Por Octavio Escalante

«Tírenme una soga si es que la droga me ahoga entre sus magmas» –Pedro Mo.

La época en que hubo demasiadas tienditas de yerba y cristal nada más en la Indeco debió ser entre 2005 y 2010. Tengo que decirlo así, en una sola frase, como una cosa que sucede sencillamente, con sencillez, pues, como darle un sandwich a tu hijo para que se vaya a la escuela o reventarte un pedazo de pizza en la boca mientras ves una película tirado en la cama.

En aquella época, tal vez mi hermano tenía 14-15 y yo 18-19 años. Edades que suenan espeluznantes dada la cantidad de metanfetamina que se movía por toda la república lograda con esfuerzo por la masonería de la Reforma, por la democracia bipartita de este lado, churea luchando en los montes del cardonal contra una víbora de cascabel que creía que tenía todo ganado, el veneno letal en el pescuezo del pájaro.

De nuevo el olor a cebolla por los bulevares a partir de las ocho de la noche, el carro con la música a tope, la jornada nocturna adolescente del placer neoyorquino de tomarte una tras otra caguama con la horda del barrio. Y las tienditas, que es a lo que vamos, haciendo el trabajo que yo, personalmente, desconocería, si no fuese porque vi reventarlas por supuestos policías encapuchados que a las dos horas ya tenían otra abierta a cuadra y media.

Yo vivía con mi padre y mi hermano con la mamma, en otro vecindario, a 15 minutos en carro; importante trayecto que solucionábamos juntando el suficiente presupuesto y organizábamos en casa encuentros más o menos literarios, más o menos contraculturales, que envidiarían por el número de público casi cualquier festival del municipio –de administraciones pasadas.

Éramos tantos, y haciendo nada. Vagos eternos nos creíamos. En el palacio de los grandes papas de aquel entonces se formaban concilios cada sábado y eran innumerables los que se atragantaban alrededor de un foco perforado, durante meses, años, décadas. Eliminados la mitad de ellos en una masacre que vino después –que todos conocemos– y de la que no hablaremos hoy.
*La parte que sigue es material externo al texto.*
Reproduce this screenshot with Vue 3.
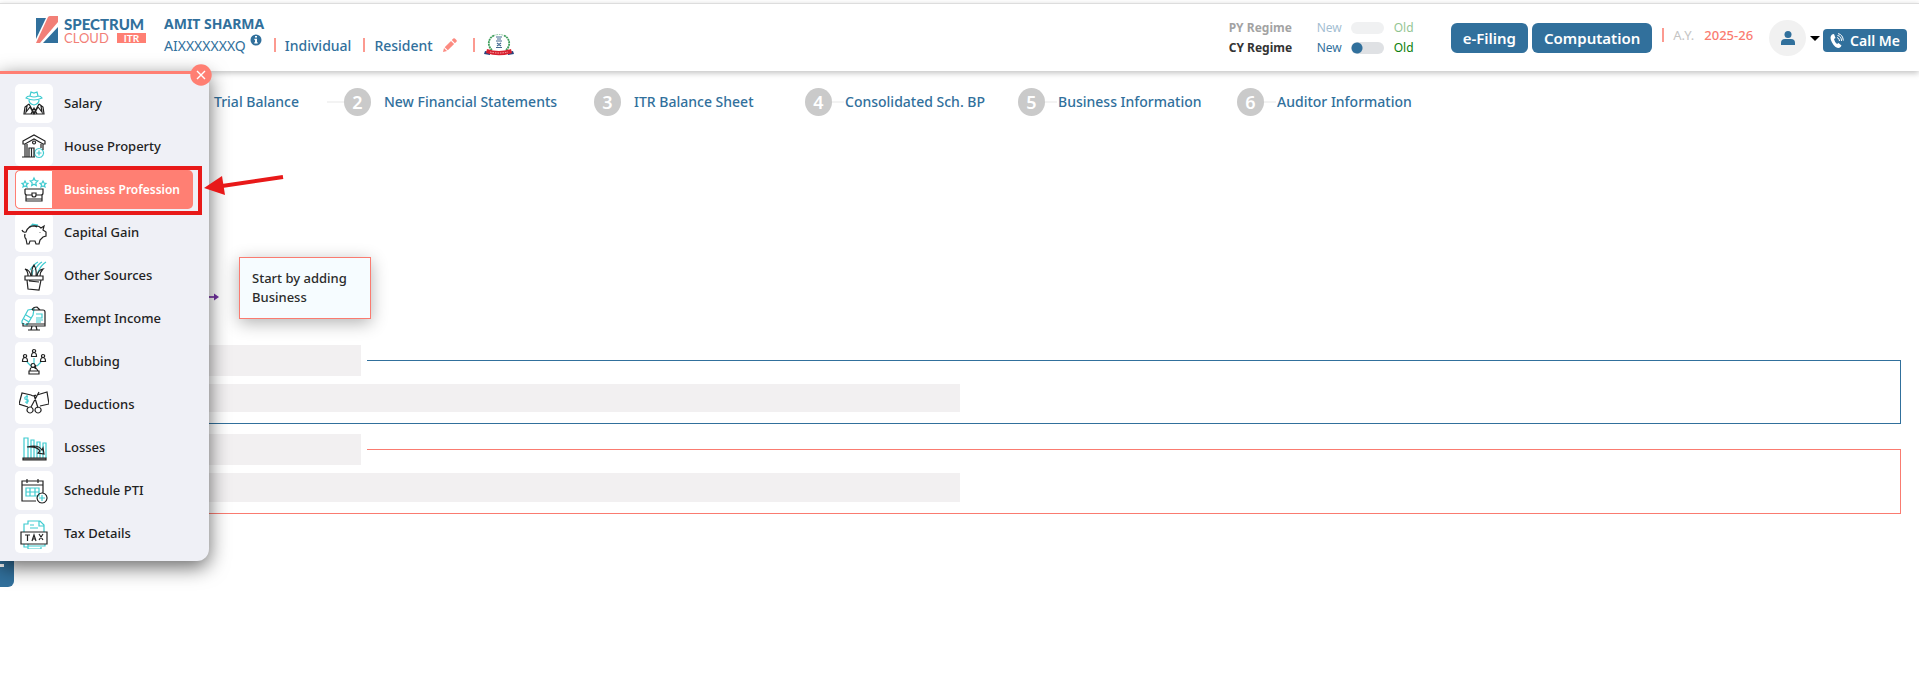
<template>
  <div class="page">
    <header class="topbar">
      <a href="#" class="logo" aria-label="Spectrum Cloud ITR">
        <svg class="logo-mark" width="24" height="28" viewBox="0 0 24 28">
          <path d="M1 2h10L1 23z" fill="#31709c" />
          <path d="M13 1q1-1 2-1h8v6L5 27H1z" fill="#f27f77" />
          <path d="M23 11v16H8z" fill="#31709c" />
        </svg>
        <span class="logo-text">
          <span class="logo-top">SPECTRUM</span>
          <span class="logo-bottom">CLOUD <b>ITR</b></span>
        </span>
      </a>

      <div class="client">
        <strong class="client-name">AMIT SHARMA</strong>
        <div class="client-row">
          <span class="pan">AIXXXXXXXQ</span>
          <svg class="info" width="12" height="12" viewBox="0 0 12 12">
            <circle cx="6" cy="6" r="5.5" fill="#31709c" />
            <path d="M5 2h2v1.6H5zM4.4 4.8H7v3.4h.7v1.2H4.3V8.200H5V6h-.6z" fill="#fff" />
          </svg>
          <i class="bar"></i>
          <span>Individual</span>
          <i class="bar"></i>
          <span>Resident</span>
          <button class="plain pencil" aria-label="Edit status">
            <svg width="14" height="14" viewBox="0 0 14 14" fill="#fc8a80">
              <path d="M0 14l1-4 3 3zM1.700 9.200l6.300-6.300 3.100 3.100-6.300 6.300zM8.800 2.100L10.300.6q.8-.8 1.600 0l1.500 1.500q.8.8 0 1.600l-1.500 1.500z" />
            </svg>
          </button>
          <i class="bar"></i>
          <svg class="emblem" width="30" height="22" viewBox="0 0 30 22" fill="none">
            <path d="M10 1.500C4 4 3 12 8 16M20 1.500c6 2.500 7 10.500 2 14.500" stroke="#3f9e5c" stroke-width="1.800" stroke-dasharray="2 .6" />
            <path d="M10 1.500q5-2 10 0" stroke="#7cc093" stroke-dasharray="1.500 1" />
            <path d="M12 3h6M13 5h4M12 7h6M13 9l4 3M17 9l-4 3M12 13.500h6" stroke="#456a92" stroke-width="1.200" />
            <path d="M1 17l5 1v3l-6-1zM29 17l-5 1v3l6-1z" fill="#27427e" />
            <path d="M3 15q12 4 24 0l1 4q-13 4.500-26 0z" fill="#d8202f" />
            <path d="M6 18q9 2 18 0" stroke="#f6b5b5" stroke-width="1" stroke-dasharray="1.500 1" />
          </svg>
        </div>
      </div>

      <div class="regimes">
        <div v-for="r in regimes" :key="r.label" class="regime" :class="{ faded: r.disabled }">
          <span class="regime-label">{{ r.label }}</span>
          <label class="regime-switch">
            <span class="new">New</span>
            <input v-model="r.old" type="checkbox" :disabled="r.disabled">
            <span class="old">Old</span>
          </label>
        </div>
      </div>

      <div class="actions">
        <button class="btn">e-Filing</button>
        <button class="btn">Computation</button>
      </div>

      <div class="year">
        <i class="bar"></i>
        <span class="year-label">A.Y.</span>
        <span class="year-value">2025-26</span>
      </div>

      <button class="plain user" aria-label="Account">
        <span class="avatar">
          <svg width="14" height="14" viewBox="0 0 14 14" fill="#31709c">
            <circle cx="7" cy="3.500" r="3.500" />
            <path d="M0 14v-2q0-4 4-4h6q4 0 4 4v2z" />
          </svg>
        </span>
        <svg class="caret" width="10" height="5" viewBox="0 0 10 5"><path d="M0 0h10L5 5z" /></svg>
      </button>

      <button class="btn call">
        <svg width="14" height="16" viewBox="0 0 14 16" fill="none">
          <path d="M2 1.500Q-1 4 2 9.500T9 15q2-1 2.500-2.500L8.500 10 7 11Q4.500 9 4 6l1.500-1L4 1z" fill="#fff" />
          <path d="M7 4.500q2.500.5 2.500 3.500M7.500 2.500q4 .5 4 5.500M8 .6q5 1 5.300 7" stroke="#fff" />
        </svg>
        Call Me
      </button>
    </header>

    <main>
      <ol class="steps">
        <li v-for="(step, i) in steps" :key="step" class="step">
          <span class="step-number">{{ i + 1 }}</span>
          <a href="#">{{ step }}</a>
        </li>
      </ol>

      <section class="start">
        <svg class="start-arrow" width="60" height="10" viewBox="0 0 60 10">
          <path d="M0 5h56" stroke="#8a4fb0" stroke-width="2" />
          <path d="M55 1.500l5 3.500-5 3.500z" fill="#7030a0" />
        </svg>
        <p class="hint">Start by adding Business</p>
      </section>

      <fieldset class="skeleton blue">
        <legend><span class="block"></span></legend>
        <div class="block line"></div>
      </fieldset>
      <fieldset class="skeleton coral">
        <legend><span class="block"></span></legend>
        <div class="block line"></div>
      </fieldset>
    </main>

    <button class="side-tab" aria-label="Open menu"></button>

    <nav class="drawer">
      <button class="plain close" aria-label="Close menu">
        <svg width="22" height="22" viewBox="0 0 22 22">
          <circle cx="11" cy="11" r="10.700" fill="#ff7f73" />
          <path d="M7 7l8 8M15 7l-8 8" stroke="#fff" stroke-width="1.400" />
        </svg>
      </button>
      <a
        v-for="item in menu"
        :key="item.name"
        href="#"
        class="item"
        :class="{ active: active === item.name }"
        @click.prevent="active = item.name"
      >
        <span class="item-icon">
          <svg width="30" height="30" viewBox="0 0 30 30">
            <path v-if="item.fill" :d="item.fill" fill="#777" />
            <path :d="item.teal" class="teal" />
            <path :d="item.dark" class="dark" />
          </svg>
        </span>
        <span class="item-name">{{ item.name }}</span>
      </a>
      <span class="marker"></span>
      <svg class="marker-arrow" width="80" height="26" viewBox="0 0 80 26">
        <path d="M79 6L18 15" stroke="#e81919" stroke-width="4" />
        <path d="M0 17L18 5l3 19z" fill="#e81919" />
      </svg>
    </nav>
  </div>
</template>

<script setup>
import { ref } from 'vue';

const active = ref('Business Profession');

const regimes = ref([
  { label: 'PY Regime', old: false, disabled: true },
  { label: 'CY Regime', old: false, disabled: false }
]);

const steps = [
  'Trial Balance',
  'New Financial Statements',
  'ITR Balance Sheet',
  'Consolidated Sch. BP',
  'Business Information',
  'Auditor Information'
];

const menu = [
  {
    name: 'Salary',
    teal: 'M7 9q8 4 16 0-1-2-4-2l-1-4-3 1-3-1-1 4q-3 0-4 2zM11 7q4 2 8 0M10 11q0 4 5 5 5-1 5-5',
    dark: 'M10 15l-4 3-1 7h20l-1-7-4-3M10 15l5 9 5-9M8 17l-1 6 4-5 4 7 4-7 4 5-1-6M12 25l3-6 3 6'
  },
  {
    name: 'House Property',
    teal: 'M20 16.500a4.500 4.500 0 1 0 .1 0M20 18.500v5M17.500 21h5',
    dark: 'M4 9L15 3l11 6v3h-2l-9-5-9 5H4zM6 12v13M8 12v13M24 12v6M22 12v4M3 25h13M10 25v-9h5v9M12.500 16v9M15 9a1.500 1.500 0 1 0 .1 0'
  },
  {
    name: 'Business Profession',
    teal: 'M6 6l1 2 2 .3-1.500 1.500.5 2.200-2-1-2 1 .5-2.200L3 8.300 5 8zM15 3l1.200 2.500 2.600.4-2 2 .5 2.600L15 9.200l-2.300 1.300.5-2.600-2-2 2.600-.4zM24 6l1 2 2 .3-1.500 1.500.5 2.200-2-1-2 1 .5-2.200L21 8.300l2-.3z',
    dark: 'M6 14h18v4q0 2-2 2h-5M13 20H8q-2 0-2-2v-4M7 20v6h16v-6M7 24h16M13 18h4v2a2 2 0 0 1-4 0z'
  },
  {
    name: 'Capital Gain',
    teal: 'M11 8q4-2 8 0M13 6l6 1M12 7h7',
    dark: 'M3 12q1 3 4 2 2-7 11-6 2 0 4 2l3-2-1 4 3 2v4l-3 1-3 3-1 4h-3l-1-3h-5l-1 3H8l-1-5q-2-2-1-5M21 14v.6M10 9q4-2 8 0'
  },
  {
    name: 'Other Sources',
    teal: 'M11 9q4-6 8-8M16 9q3-6 7-8M19 11q3-7 8-10M13 14l1-5M18 14l1-3',
    dark: 'M6 15h18v4H6zM8 19l1 9 11 1 2-10M9 15q0-5-3-7 5 1 6 7M13 15q-1-7 2-11 3 5 2 11M18 15q1-6 6-7-3 3-3 7M10 20l10 1'
  },
  {
    name: 'Exempt Income',
    teal: 'M3 17l6-11 6-1-1 6-6 10-5-2zM7 11l5 3M5 15l5 3M17 10h6v4h-6M17 16h7M17 18h5',
    dark: 'M13 6h11q2 0 2 2v14H4v-3M7 20h19M13 22l-1 4M17 22l1 4M9 26h12M13 6q1-3 5-3l3 3'
  },
  {
    name: 'Clubbing',
    teal: 'M15 11v6M8 15l4 4M22 15l-4 4',
    dark: 'M15 2.500a1.600 1.600 0 1 0 .1 0M12.500 9.500q0-4 2.500-4t2.500 4zM6 7.500a1.600 1.600 0 1 0 .1 0M3.500 14.500q0-4 2.500-4t2.500 4zM24 7.500a1.600 1.600 0 1 0 .1 0M21.500 14.500q0-4 2.500-4t2.500 4zM14 16.500a2 2 0 1 0 .1 0M17 18l-1 4M11 24q0-4 3-4t5 4M10 24h10v3H10z'
  },
  {
    name: 'Deductions',
    teal: 'M9 7q-4-1-3 2l3 1q1 3-3 2M8 5v9',
    dark: 'M12 5L3 3 0 14l9 3M12 5q3 2 5 0M18 5l10-3 2 12-9 2M20 2l-8 15M15 5l4 13M11 17a3 3 0 1 0 .1 0M19 17a3 3 0 1 0 .1 0'
  },
  {
    name: 'Losses',
    fill: 'M4 25h23v2H4z',
    teal: 'M5 25V5h4v20M12 25V7h3v18M18 25V9h3v16M24 25V10h3v15',
    dark: 'M8 14q11-3 15 3l1-2 1 6-6-1 2-2Q18 13 8 14M4 25h23v2H4z'
  },
  {
    name: 'Schedule PTI',
    teal: 'M7 12h13v8H7zM7 16h13M11 12v8M16 12v8M23 19v6M20 22h6',
    dark: 'M17 25H3V5h21v12M3 9h21M8 3v4M19 3v4M23 17a5 5 0 1 0 .1 0'
  },
  {
    name: 'Tax Details',
    teal: 'M5 13V5h4V2h12l4 4v7M20 2v5h5M11 6h4M11 9h8M5 25v3h4v2h13v-2M9 25v2h17v-2',
    dark: 'M2 13h26v12H2zM6 16h5M8.500 16v6M13 22l2-6 2 6M14 20h2M20 15l4 6M24 15l-4 6'
  }
];
</script>

<style>
body {
  background: #fff;
}
</style>

<style scoped>
.page {
  position: relative;
  min-height: 100vh;
  overflow: hidden;
  font-family: "Noto Sans", "Open Sans", sans-serif;
  font-size: 14px;
  color: #31709c;
}

.plain {
  border: 0;
  padding: 0;
  background: none;
  cursor: pointer;
}

svg {
  display: block;
  flex-shrink: 0;
}

a {
  color: inherit;
  text-decoration: none;
}

.bar {
  width: 2px;
  height: 14px;
  background: #fc9a90;
}

/* Top bar */
.topbar {
  display: flex;
  align-items: flex-start;
  height: 67px;
  margin-top: 3px;
  padding: 0 12px 0 35px;
  border-top: 1px solid #ddd;
  box-shadow: 0 2px 6px rgba(0, 0, 0, 0.25);
}

.logo {
  display: flex;
  gap: 5px;
  margin-top: 12px;
}

.logo-text {
  display: flex;
  flex-direction: column;
  width: 82px;
  padding-top: 1px;
  font-family: Lato, sans-serif;
  font-size: 15px;
  line-height: 14px;
}

.logo-top {
  font-weight: 900;
}

.logo-bottom {
  display: flex;
  align-items: center;
  justify-content: space-between;
  font-size: 13px;
  color: #f27f77;
}

.logo-bottom b {
  width: 29px;
  background: #ff7f73;
  color: #fff;
  font-size: 10px;
  line-height: 10px;
  text-align: center;
}

.client {
  margin: 10px auto 0 18px;
}

.client-name {
  display: block;
  font-size: 14px;
  line-height: 20px;
}

.client-row {
  display: flex;
  align-items: center;
  height: 22px;
  font-weight: 500;
}

.pan {
  margin-right: 4px;
  font-weight: 400;
}

.info {
  align-self: flex-start;
}

.client-row .bar {
  margin: 0 9px 0 12px;
}

.pencil {
  margin-left: 10px;
}

.client-row .pencil + .bar {
  margin-left: 16px;
}

/* Regime switches */
.regimes {
  display: flex;
  flex-direction: column;
  margin: 14px 38px 0 0;
  font-size: 12px;
  line-height: 20px;
}

.regime {
  display: flex;
}

.regime.faded {
  opacity: 0.45;
}

.regime-label {
  width: 88px;
  font-weight: 700;
  color: #333;
}

.regime-switch {
  display: flex;
  align-items: center;
}

.new {
  width: 34px;
}

.old {
  width: 19px;
  margin-left: 10px;
  color: #0a800a;
}

.regime input {
  appearance: none;
  width: 33px;
  height: 12px;
  margin: 0;
  border-radius: 6px;
  background: radial-gradient(circle at 6px 6px, #31709c 5px, transparent 6px), #dfe1e4;
}

.regime input:checked {
  background: radial-gradient(circle at 27px 6px, #31709c 5px, transparent 6px), #dfe1e4;
}

.regime input:disabled {
  background: #dfe1e4;
}

/* Right side */
.actions {
  display: flex;
  gap: 4px;
  margin-top: 19px;
}

.btn {
  height: 30px;
  padding: 0 12px;
  border: 0;
  border-radius: 6px;
  background: #31709c;
  color: #fff;
  font-family: inherit;
  font-size: 15px;
  font-weight: 600;
  cursor: pointer;
}

.year {
  display: flex;
  align-items: center;
  height: 20px;
  margin: 21px 16px 0 10px;
  font-size: 13px;
}

.year-label {
  margin: 0 10px 0 9px;
  color: #c4c4c4;
}

.year-value {
  font-weight: 500;
  color: #fa7b70;
}

.user {
  display: flex;
  align-items: center;
  gap: 4px;
  margin: 16px 3px 0 0;
}

.avatar {
  display: grid;
  place-items: center;
  width: 37px;
  height: 36px;
  border-radius: 50%;
  background: #f1f1f1;
}

.call {
  display: flex;
  align-items: center;
  gap: 6px;
  height: 23px;
  margin-top: 25px;
  padding: 0 7px;
  border-radius: 4px;
  font-size: 14px;
}

/* Steps */
.steps {
  display: grid;
  grid-template-columns: 170px 250px 211px 213px 219px auto;
  margin: 0;
  padding: 17px 0 0 174px;
  list-style: none;
}

.step {
  position: relative;
  display: flex;
  align-items: center;
  gap: 13px;
  height: 28px;
  font-weight: 500;
  white-space: nowrap;
}

.step a {
  padding-bottom: 2px;
}

.step-number {
  width: 27px;
  border-radius: 50%;
  background: #cacaca;
  color: #fff;
  font-size: 18px;
  font-weight: 600;
  line-height: 28px;
  text-align: center;
}

.step:nth-child(n + 4)::before,
.step:nth-child(2)::before {
  content: "";
  position: absolute;
  left: 27px;
  width: 12px;
  height: 2px;
  background: #f3f3f3;
}

.step:nth-child(2)::before {
  left: -17px;
  width: 17px;
}

/* Start hint */
.start {
  display: flex;
  align-items: center;
  gap: 20px;
  margin: 141px 0 26px 159px;
}

.start-arrow {
  padding-top: 18px;
}

.hint {
  width: 106px;
  margin: 0;
  padding: 11px 12px;
  border: 1px solid #fa7b70;
  background: #f6fcff;
  box-shadow: 0 4px 16px rgba(0, 0, 0, 0.3);
  font-size: 13px;
  font-weight: 500;
  line-height: 19px;
  color: #2b2b2b;
}

/* Loading placeholders */
.skeleton {
  margin: 0 18px 10px;
  padding: 8px 12px 11px;
  border: 1px solid #31709c;
}

.skeleton.coral {
  border-color: #fa7b70;
}

.skeleton legend {
  width: 324px;
  padding: 0 6px;
}

.block {
  display: block;
  height: 31px;
  background: #f2f0f1;
}

.block.line {
  width: 50%;
  height: 28px;
}

.coral .block.line {
  height: 29px;
}

/* Drawer */
.side-tab {
  position: absolute;
  top: 520px;
  left: -10px;
  width: 24px;
  height: 67px;
  border: 0;
  border-radius: 6px;
  background: linear-gradient(#fff, #fff) 8px 44px / 6px 3px no-repeat, #31709c;
}

.drawer {
  position: absolute;
  top: 71px;
  left: 0;
  display: flex;
  flex-direction: column;
  gap: 4px;
  width: 178px;
  padding: 10px 16px 8px 15px;
  border-top: 3px solid #ff7f73;
  border-radius: 0 0 12px 0;
  background: #eff0f6;
  box-shadow: 0 6px 20px rgba(0, 0, 0, 0.6);
}

.close {
  position: absolute;
  top: -10px;
  right: -3px;
}

.item {
  display: flex;
  align-items: center;
  height: 39px;
  border-radius: 5px;
  font-size: 13px;
  font-weight: 500;
  color: #222;
}

.item-icon {
  display: grid;
  place-items: center;
  box-sizing: border-box;
  width: 38px;
  height: 39px;
  margin-right: 11px;
  border-radius: 5px;
  background: #fff;
}

.item-name {
  padding-bottom: 1px;
}

.item.active {
  background: #ff7f73;
  color: #fff;
  font-size: 12px;
  font-weight: 600;
}

.item.active .item-icon {
  border: 1px solid #ff7f73;
  border-radius: 5px 0 0 5px;
}

.teal,
.dark {
  fill: none;
  stroke: #222;
  stroke-width: 1.2;
}

.teal {
  stroke: #3fcbd0;
}

.marker {
  position: absolute;
  top: 92px;
  left: 4px;
  box-sizing: border-box;
  width: 198px;
  height: 49px;
  border: 4px solid #e81919;
}

.marker-arrow {
  position: absolute;
  top: 97px;
  left: 204px;
}
</style>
Nos hemos visto sorprendidos los sobrevivientes cuando rememoramos detalles como buscar recetas falsas para conseguir pastillas que atenúan la esquizofrenia; a veces, no quiero decir que en todas, la compra de mariguana garantizaba un trozo de vegetal que parecía un burrito de machaca, nada que ver con el gourmet actual, del que no reniego, pero que me hace pensar en lo pasajero de la dicha.

Entretanto, una drogadicción cuidada: podría decirlo de otra forma: un genocidio: infanticidio, dadas las condiciones de nuestra edad, orquestado desde la cúspide del reino: abarrotadas las calles: alegremente succionando una juventud que no aparecería nunca en la televisión, sino como feliz jugueteo transitorio, manos llenas de globos con la punta quemada.

Cómo cabían tantos jóvenes en aquellos años por la Indeco –pero sé que esto sucedía en toda la ciudad. Era demasiada la ropa. Demasiados los tenis. Demasiada droga. Rap y graffiti. Municipales y Estatales. La AFI y la PFP. El Hummer del ejército que te revisaba tras brazos flacos de alguien que aun iba en la prepa, localizado con equipo táctico y palabrería mientras los Zetas cortaban y cortaban como si podaran árboles de limón o benjamina. Y demasiada fuerza contenida en los órganos para levantarse al día siguiente y platicarlo, con otra cerveza en la esquina de la calle Papaya, Toronja. Da igual. Sonriendo.

Por eso, no había una mañana en que me despertara, después de una noche intranquila, y me sorprendiera de encontrarme en mi cama convertido en un monstruoso insecto. Era cotidiano. Pero sin duda había acabado aquella otra época en que los calamares varados convertían en rosa la playa de Balandra, y uno regresaba teniendo 9 años sin saber qué hacer con tanto erotismo regalado por el atardecer marino de aquellos animales.

¿Por qué hago esto? Porque me quedan estas manos, y esta memoria.